Consequently, films such as "It Came From Outer Space," and "The Brain That Wouldn't Die," although hardly considered highbrow fare, could convey more of a message than today's films because there was less distraction from elaborate special effects.
"We're so overwhelmed by the technical aspects of (today's films) that the story gets lost," he said.
And the story is key, said Ted Mikels, a local filmmaker who is responsible for 34 feature films, none of which were funded by a major studio.
"The big thing is to make (low-budget films) like a real movie," Mikels said. "It has to have a good plot, good story movement to keep interest from beginning to end, and a bang-up ending."
Mikels said that he tries to be "uniquely different." And with titles including "The Doll Squad," "Astro Zombies" "The Corpse Grinders" and its nearly completed sequel, "The Corpse Grinders 2," it's difficult to argue.

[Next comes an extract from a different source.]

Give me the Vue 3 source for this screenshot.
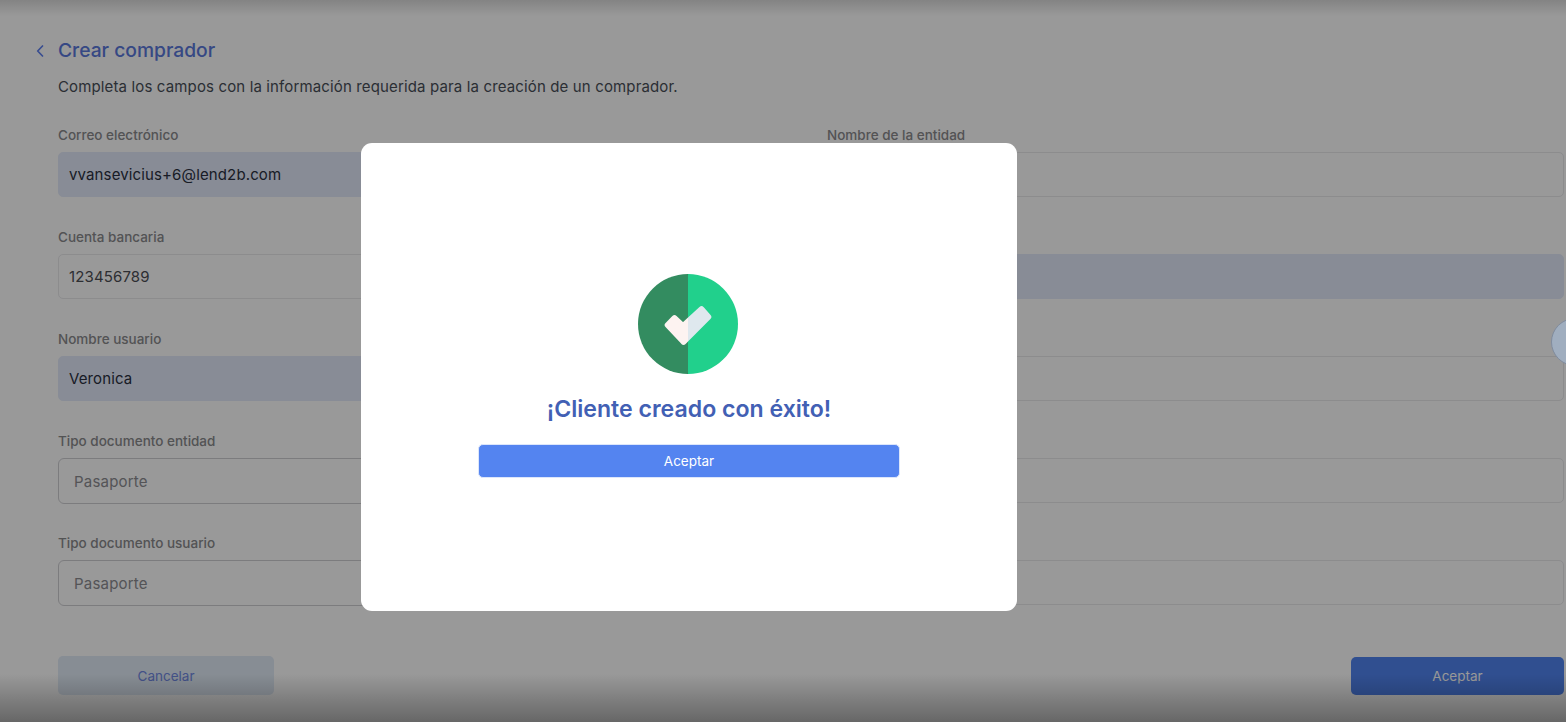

He also eschews sex and real violence for a sense of camp, meaning that it's both surreal and preposterous. "It's so futile you know it could not be real," he said. "(That's) what I'm after."
That doesn't mean that the formula always works. For example, in the early '60s, when he was presented with an opportunity to market Ed Wood's "Plan Nine From Outer Space" (considered by many to be the worst film ever made), Mikels passed.
"I just didn't think it was a movie. There was nothing I could do with it," he said.
And when the director/producer/co-writer/editor of such horror fare as "Blood Orgy of the She-Devils" says he couldn't make anything of it, that's saying a lot.
But there are many who can -- including Hatley, who is not only a fan of Wood but takes issue with those who put "Plan Nine" on their worst list.
"Try sitting through 'Mesa of Lost Women' sometime."
He also defends those films, if only because of who they inspired: movie makers John Landis, John Carpenter and Steven Spielberg, as well as prolific horror novelist Stephen King.
"There's nothing like a good 'bad' movie," Hatley said.
And with such films as "The Wasp Woman," "The Killer Shrews" "Fiend Without a Face" and "Teenagers From Outer Space," that may be an understatement.